You see, John is the hinge on the door. John is keeper at the gate. John is the doorman who opens the door and ushers the rest of us through. John points the way to life more glorious than what we have yet dared to expect or imagine.
John was there to thrust open the gate – to burst open the door. John was there to usher us to Jesus – to make straight the way for the Lord. John is there to show us the possibility of new life, transformed life. Not just a return to the “good old days,” but as St. Paul declares, “Glory to God whose power working in us will do infinitely more than we could ask or imagine!” It’s a brand new life that John is pointing to in Jesus.
We are so busy very busy these last days of Advent. We are setting out decorations, wrapping presents, and going to parties. All wonderful things so long as we aren’t distracted from the profound wonder of what God is birthing among us. Indeed, John points to a world transformed, the very advent of the Kingdom of God.
Isaiah’s vision is of a barren desert rejoicing and blossoming with abundance. Weak hands are strengthened; fearful hearts are given hope; waters break forth to create flowing streams in the desert. The way home through the desert is made new into a broad and straight highway.
How much do we dare hope about the gift being given us this Advent and Christmas? Are we looking for the best of what we’ve experienced before, or dare we look for more?

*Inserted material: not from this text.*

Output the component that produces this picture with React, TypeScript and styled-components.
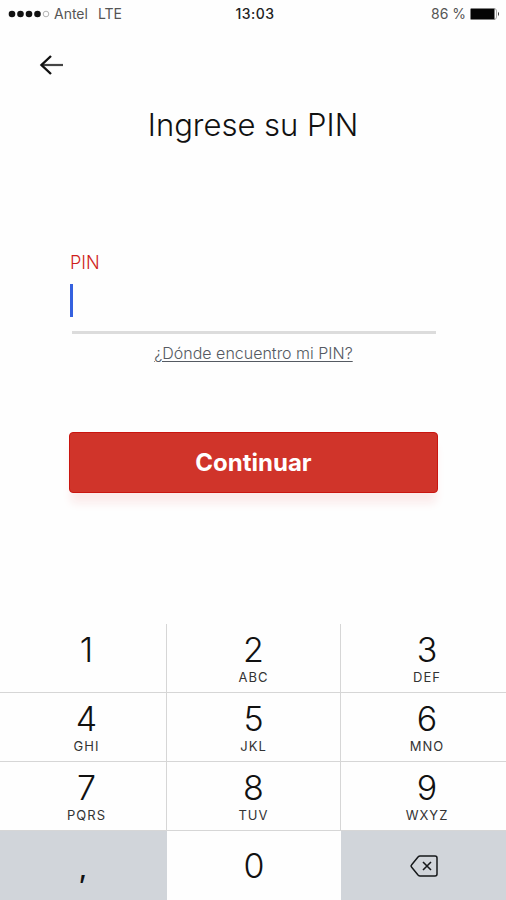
import React from "react";
import styled, { createGlobalStyle } from "styled-components";

const GlobalStyle = createGlobalStyle`
  *, *::before, *::after { box-sizing: border-box; }
  body {
    margin: 0;
    background: #fefefe;
    color: #111;
    font-family: Inter, "Liberation Sans", sans-serif;
  }
  button, input { font: inherit; color: inherit; }
`;

const Screen = styled.div`
  display: flex;
  flex-direction: column;
  min-height: 100vh;
`;

const StatusBar = styled.header`
  display: grid;
  grid-template-columns: 1fr auto 1fr;
  align-items: center;
  height: 27px;
  padding: 0 6px 0 8px;
  font-size: 14px;
  line-height: 20px;
  color: #555;
`;

const StatusGroup = styled.div<{ $end?: boolean }>`
  display: flex;
  align-items: center;
  justify-content: ${(p) => (p.$end ? "flex-end" : "flex-start")};
  gap: 4px;
`;

const Network = styled.span`
  margin-left: 6px;
`;

const Clock = styled.time`
  padding-left: 2px;
  font-weight: 500;
  color: #222;
  letter-spacing: 0.5px;
`;

const BackButton = styled.button`
  display: flex;
  align-self: flex-start;
  margin: 21px 0 0 34px;
  padding: 4px;
  border: 0;
  background: none;
`;

const Title = styled.h1`
  margin: 24px 0 0;
  font-size: 31px;
  line-height: 38px;
  font-weight: 300;
  text-align: center;
`;

const Form = styled.form`
  display: flex;
  flex-direction: column;
  margin: 107px 68px 0 69px;
`;

const Label = styled.label`
  padding-left: 1px;
  font-size: 18px;
  line-height: 24px;
  font-weight: 300;
  color: #cf1f1c;
`;

const Field = styled.div`
  position: relative;
  margin: 0 2px 0 3px;
  border-bottom: 3px solid #dcdcdc;
`;

const PinInput = styled.input`
  display: block;
  width: 100%;
  height: 56px;
  padding: 0 6px;
  border: 0;
  outline: 0;
  background: transparent;
  font-size: 26px;
  caret-color: transparent;
`;

const Caret = styled.span`
  position: absolute;
  left: -2px;
  top: 9px;
  width: 3px;
  height: 33px;
  background: #3561df;
`;

const HelpLink = styled.a`
  align-self: center;
  margin-top: 8px;
  font-size: 16px;
  line-height: 22px;
  font-weight: 300;
  color: #555a62;
  text-decoration: underline;
  text-underline-offset: 2px;
`;

const SubmitButton = styled.button`
  height: 61px;
  margin-top: 68px;
  border: 1px solid #c9150f;
  border-radius: 4px;
  background: #d0342a;
  box-shadow: 0 12px 10px -2px #fbeaea;
  color: #fff;
  font-size: 24px;
  font-weight: 700;
`;

const Keypad = styled.div`
  display: grid;
  grid-template-columns: 167fr 174fr 165fr;
  grid-auto-rows: 69px;
  margin-top: auto;
`;

const Key = styled.button<{ $side?: boolean; $gray?: boolean; $divided?: boolean; $last?: boolean }>`
  display: flex;
  flex-direction: column;
  align-items: center;
  justify-content: ${(p) => (p.$last ? "center" : "flex-start")};
  padding: ${(p) => (p.$last ? "0" : "6px")} 0 0 ${(p) => (p.$side ? "7px" : "0")};
  border: 0 solid ${(p) => (p.$gray ? "#d1d5da" : "#d6d6d6")};
  border-right-width: ${(p) => (p.$divided ? "1px" : "0")};
  border-bottom-width: ${(p) => (p.$last ? "0" : "1px")};
  background: ${(p) => (p.$gray ? "#d1d5da" : "#fefefe")};
`;

const Digit = styled.span`
  font-size: 34px;
  line-height: 40px;
  font-weight: 300;
`;

const Comma = styled.span`
  padding-top: 4px;
  font-size: 28px;
  line-height: 32px;
  font-weight: 500;
`;

const Letters = styled.span`
  font-size: 13px;
  line-height: 14px;
  letter-spacing: 1px;
  color: #333;
`;

const keys = [
  ["1", ""], ["2", "ABC"], ["3", "DEF"],
  ["4", "GHI"], ["5", "JKL"], ["6", "MNO"],
  ["7", "PQRS"], ["8", "TUV"], ["9", "WXYZ"],
];

const SignalDots = () => (
  <svg width="42" height="10" viewBox="0 0 42 10" aria-hidden="true">
    {[4, 12.5, 21, 29.5].map((x) => (
      <circle key={x} cx={x} cy="5" r="3.3" fill="#111" />
    ))}
    <circle cx="38" cy="5" r="2.8" fill="none" stroke="#aaa" strokeWidth="0.9" />
  </svg>
);

const Battery = () => (
  <svg width="30" height="12" viewBox="0 0 30 12" aria-hidden="true">
    <path d="M24 0.5Q26.5 0.5 26.5 3V9Q26.5 11.5 24 11.5" fill="none" stroke="#aaa" />
    <rect x="0.5" y="0.5" width="24" height="11" rx="0.5" fill="#050505" />
    <path d="M28 3.8Q30 6 28 8.2Z" fill="#333" />
  </svg>
);

const BackArrow = () => (
  <svg width="26" height="26" viewBox="0 0 26 26" fill="none" aria-hidden="true">
    <path d="M3 13H25" stroke="#444" strokeWidth="2.2" />
    <path d="M13 4L3.5 13L13 22" stroke="#111" strokeWidth="2.4" />
  </svg>
);

const DeleteIcon = () => (
  <svg width="30" height="24" viewBox="0 0 30 24" fill="none" stroke="#16181a" aria-hidden="true">
    <path d="M11 2H26Q28 2 28 4V20Q28 22 26 22H11Q10 22 9 21L2.5 13Q1.5 12 2.5 11L9 3Q10 2 11 2Z" strokeWidth="1.5" />
    <path d="M14 8L22 16M22 8L14 16" strokeWidth="1.6" />
  </svg>
);

export default function App() {
  return (
    <Screen>
      <GlobalStyle />
      <StatusBar>
        <StatusGroup>
          <SignalDots />
          <span>Antel</span>
          <Network>LTE</Network>
        </StatusGroup>
        <Clock>13:03</Clock>
        <StatusGroup $end>
          <span>86 %</span>
          <Battery />
        </StatusGroup>
      </StatusBar>
      <BackButton type="button" aria-label="Volver">
        <BackArrow />
      </BackButton>
      <Title>Ingrese su PIN</Title>
      <Form onSubmit={(e) => e.preventDefault()}>
        <Label htmlFor="pin">PIN</Label>
        <Field>
          <PinInput id="pin" type="password" inputMode="numeric" autoComplete="off" />
          <Caret />
        </Field>
        <HelpLink href="#ayuda">¿Dónde encuentro mi PIN?</HelpLink>
        <SubmitButton type="submit">Continuar</SubmitButton>
      </Form>
      <Keypad>
        {keys.map(([digit, letters], i) => (
          <Key key={digit} type="button" $side={i % 3 !== 1} $divided={i % 3 !== 2}>
            <Digit>{digit}</Digit>
            {letters && <Letters>{letters}</Letters>}
          </Key>
        ))}
        <Key type="button" $gray $divided $last>
          <Comma>,</Comma>
        </Key>
        <Key type="button" $last>
          <Digit>0</Digit>
        </Key>
        <Key type="button" aria-label="Borrar" $gray $last>
          <DeleteIcon />
        </Key>
      </Keypad>
    </Screen>
  );
}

John the Baptizer stands among us still, pointing toward a transformative future. The great challenge facing us today is join John the Baptizer, offering our church and our world a fresh visions of a renewed and transformed world.  The Kingdom of God drawn near to all of God’s children and all of God’s creation. It is our job to point it out.
The Kingdom of God revealed in Jesus the Christ is different. It is far more than we could have even imagined. May we awaken Christmas morning to the joy of opening up that gift of life –  unexpected and more than we had dared even ask for. And thereby, through our life together, that same gift will be given not to us alone, but to the whole world.
that’s the kind of “stirring up” we can all use!